Question

Ramu can complete a job in 8 days, Shyamu can complete the same job in 12 days. However, Monu takes 12 days to complete \[{\dfrac{3}{4}^{th}}\] of the same job. Ramu works for 2 days and then leaves the job. The number of days that will be taken by Shaymu and Monu to balance together is
A. 4.2
B. 5.1
C. 6.2
D. 6.5

Answer 1

Hint: Let us find the job by Ramu, Shyamu and Monu separately in one day, and also find the job that has to be done by Shyamu and Monu together.

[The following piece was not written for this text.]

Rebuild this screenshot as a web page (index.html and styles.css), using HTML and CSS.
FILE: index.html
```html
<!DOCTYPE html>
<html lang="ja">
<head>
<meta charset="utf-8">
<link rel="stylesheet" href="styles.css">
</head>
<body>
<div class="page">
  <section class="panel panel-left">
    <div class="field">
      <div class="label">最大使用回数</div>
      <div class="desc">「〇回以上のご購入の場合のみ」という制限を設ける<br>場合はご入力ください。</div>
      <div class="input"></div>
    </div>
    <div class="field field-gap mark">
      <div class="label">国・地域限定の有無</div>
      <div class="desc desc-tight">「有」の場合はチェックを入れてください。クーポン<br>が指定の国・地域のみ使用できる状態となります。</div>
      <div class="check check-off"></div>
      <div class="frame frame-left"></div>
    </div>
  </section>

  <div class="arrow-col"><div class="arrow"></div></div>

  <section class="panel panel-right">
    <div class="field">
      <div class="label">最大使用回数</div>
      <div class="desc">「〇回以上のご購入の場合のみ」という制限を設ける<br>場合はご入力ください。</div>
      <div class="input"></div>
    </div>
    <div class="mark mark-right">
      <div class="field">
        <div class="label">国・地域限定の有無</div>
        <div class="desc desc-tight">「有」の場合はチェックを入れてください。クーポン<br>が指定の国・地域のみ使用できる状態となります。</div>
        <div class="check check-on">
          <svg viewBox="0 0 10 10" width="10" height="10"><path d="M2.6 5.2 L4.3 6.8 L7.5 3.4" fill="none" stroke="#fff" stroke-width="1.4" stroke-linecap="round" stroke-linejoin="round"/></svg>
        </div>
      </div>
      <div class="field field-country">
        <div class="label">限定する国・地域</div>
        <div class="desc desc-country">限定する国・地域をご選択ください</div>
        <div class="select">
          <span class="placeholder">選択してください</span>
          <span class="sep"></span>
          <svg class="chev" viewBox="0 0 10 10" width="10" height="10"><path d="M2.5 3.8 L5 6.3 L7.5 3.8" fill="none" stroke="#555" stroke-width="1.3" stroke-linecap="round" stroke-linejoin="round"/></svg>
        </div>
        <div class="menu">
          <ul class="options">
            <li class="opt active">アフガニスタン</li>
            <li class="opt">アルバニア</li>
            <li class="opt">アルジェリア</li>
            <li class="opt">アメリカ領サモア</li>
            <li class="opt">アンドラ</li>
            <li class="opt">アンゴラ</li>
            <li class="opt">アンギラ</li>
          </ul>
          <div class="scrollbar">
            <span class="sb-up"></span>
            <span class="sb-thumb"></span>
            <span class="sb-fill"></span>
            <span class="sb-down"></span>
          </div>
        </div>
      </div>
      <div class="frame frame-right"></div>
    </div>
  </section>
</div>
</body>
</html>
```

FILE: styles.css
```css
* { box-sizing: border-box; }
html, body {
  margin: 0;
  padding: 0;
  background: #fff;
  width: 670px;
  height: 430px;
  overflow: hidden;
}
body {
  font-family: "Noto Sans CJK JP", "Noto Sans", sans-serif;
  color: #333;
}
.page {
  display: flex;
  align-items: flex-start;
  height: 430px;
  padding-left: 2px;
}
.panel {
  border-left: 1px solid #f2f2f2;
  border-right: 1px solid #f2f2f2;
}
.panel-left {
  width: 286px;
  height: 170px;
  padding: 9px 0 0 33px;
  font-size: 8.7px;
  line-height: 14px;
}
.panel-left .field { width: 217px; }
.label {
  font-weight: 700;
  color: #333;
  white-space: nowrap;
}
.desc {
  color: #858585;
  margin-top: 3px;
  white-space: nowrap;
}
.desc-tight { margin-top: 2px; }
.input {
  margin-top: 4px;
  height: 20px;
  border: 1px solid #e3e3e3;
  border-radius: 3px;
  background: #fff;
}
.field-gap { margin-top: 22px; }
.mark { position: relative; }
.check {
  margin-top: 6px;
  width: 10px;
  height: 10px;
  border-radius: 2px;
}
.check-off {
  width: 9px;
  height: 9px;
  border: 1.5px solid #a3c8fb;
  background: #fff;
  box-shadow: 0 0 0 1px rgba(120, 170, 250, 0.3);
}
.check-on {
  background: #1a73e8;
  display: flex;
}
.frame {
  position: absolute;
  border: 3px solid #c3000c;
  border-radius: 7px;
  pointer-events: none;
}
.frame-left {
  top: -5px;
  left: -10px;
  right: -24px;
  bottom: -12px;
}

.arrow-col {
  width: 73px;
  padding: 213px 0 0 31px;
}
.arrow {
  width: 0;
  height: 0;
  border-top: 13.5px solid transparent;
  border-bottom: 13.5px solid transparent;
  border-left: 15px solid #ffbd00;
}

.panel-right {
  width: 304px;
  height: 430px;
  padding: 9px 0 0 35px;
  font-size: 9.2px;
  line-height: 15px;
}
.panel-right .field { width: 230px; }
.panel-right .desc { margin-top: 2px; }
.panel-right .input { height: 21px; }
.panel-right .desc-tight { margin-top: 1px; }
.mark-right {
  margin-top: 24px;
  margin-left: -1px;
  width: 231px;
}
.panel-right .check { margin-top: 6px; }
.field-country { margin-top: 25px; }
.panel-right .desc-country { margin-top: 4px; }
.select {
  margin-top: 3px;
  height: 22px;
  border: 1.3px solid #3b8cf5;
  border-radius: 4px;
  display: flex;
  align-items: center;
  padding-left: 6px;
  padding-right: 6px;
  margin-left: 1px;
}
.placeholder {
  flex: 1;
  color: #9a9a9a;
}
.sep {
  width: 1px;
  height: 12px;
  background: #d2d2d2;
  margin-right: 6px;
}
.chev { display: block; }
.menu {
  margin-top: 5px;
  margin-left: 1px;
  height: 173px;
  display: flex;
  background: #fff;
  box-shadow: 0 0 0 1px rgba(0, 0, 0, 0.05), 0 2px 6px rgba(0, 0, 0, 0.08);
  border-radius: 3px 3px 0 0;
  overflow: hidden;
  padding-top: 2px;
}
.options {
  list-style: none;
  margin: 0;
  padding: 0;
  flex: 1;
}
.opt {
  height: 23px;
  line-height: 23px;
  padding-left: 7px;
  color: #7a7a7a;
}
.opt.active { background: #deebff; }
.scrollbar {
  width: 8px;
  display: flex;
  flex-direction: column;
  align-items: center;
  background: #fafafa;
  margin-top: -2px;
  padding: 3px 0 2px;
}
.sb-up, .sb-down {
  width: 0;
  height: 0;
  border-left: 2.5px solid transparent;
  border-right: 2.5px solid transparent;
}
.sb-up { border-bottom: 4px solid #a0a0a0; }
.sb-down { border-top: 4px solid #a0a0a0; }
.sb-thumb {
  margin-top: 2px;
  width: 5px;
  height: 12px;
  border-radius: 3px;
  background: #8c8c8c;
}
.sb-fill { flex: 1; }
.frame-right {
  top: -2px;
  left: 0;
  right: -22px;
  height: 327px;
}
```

Complete Step-by-Step solution:
As we know that Ramu completes a job in 8 days. So, Ramu one day job will be = \[\dfrac{1}{8}\]
Shyamu completed the same job in 12 days. So, Shyamu one day job will be = \[\dfrac{1}{{12}}\]
Now Monu takes 12 days to complete \[{\dfrac{3}{4}^{th}}\] of the same job.
So, the number of days taken by Monu to complete the job will be = \[\dfrac{4}{3} \times 12 = 16\] days.
So, Monu one day job will be = \[\dfrac{1}{{16}}\]
Now it is given in the question that Ramu works for two days and then leaves the job.
So, job done by Ramu in 2 days will be equal to 2 * job done by Ramu in one day.
So, job done by Ramu = 2\[ \times \] \[\dfrac{1}{8}\] = \[\dfrac{1}{4}\]
So, now the left job will be equal to 1 – \[\dfrac{1}{4}\] = \[\dfrac{3}{4}\]
Now as we know that the left \[\dfrac{3}{4}\] of the job should be done by Monu and Shyamu.
So, a job done by Monu and Shyamu in one day will be equal to the summation of a job done by Monu and Shyamu separately in one day.
So, job done by Monu and Shyamu in one day will be = \[\dfrac{1}{{12}} + \dfrac{1}{{16}} = \dfrac{{16 + 12}}{{12 \times 16}} = \dfrac{{28}}{{192}} = \dfrac{7}{{48}}\]
Now time taken by Monu and Shyamu to complete the job will be equal to the total job left divided by the job done by Monu and Shyamu in one day .
So, time taken by Monu and Shyamu to complete the rest of the job will be = \[\dfrac{{\dfrac{3}{4}}}{{\dfrac{7}{{48}}}} = \dfrac{3}{4} \times \dfrac{{48}}{7} = \dfrac{{3 \times 12}}{7} = \dfrac{{36}}{7} \approx 5.1\] days
So, the time taken by Monu and Shyamu to complete the rest of the job will be equal to 5.1 days.
Hence, the correct option will be B.

Note: Whenever we come up with this type of problem then first, we have to find the job done by each person in one day separately. After that we had to find the job done by Ramu in 2 days and then subtract that with 1 to get the job left for Shyamu and Monu . And then we add the job done by Shyamu and Monu separately to get the job done by them in one day if they work together. Now to find the time taken by Monu and Shyamu to complete the rest of the job will be equal to the total job left divided by the job done by Monu and Shyamu in one day.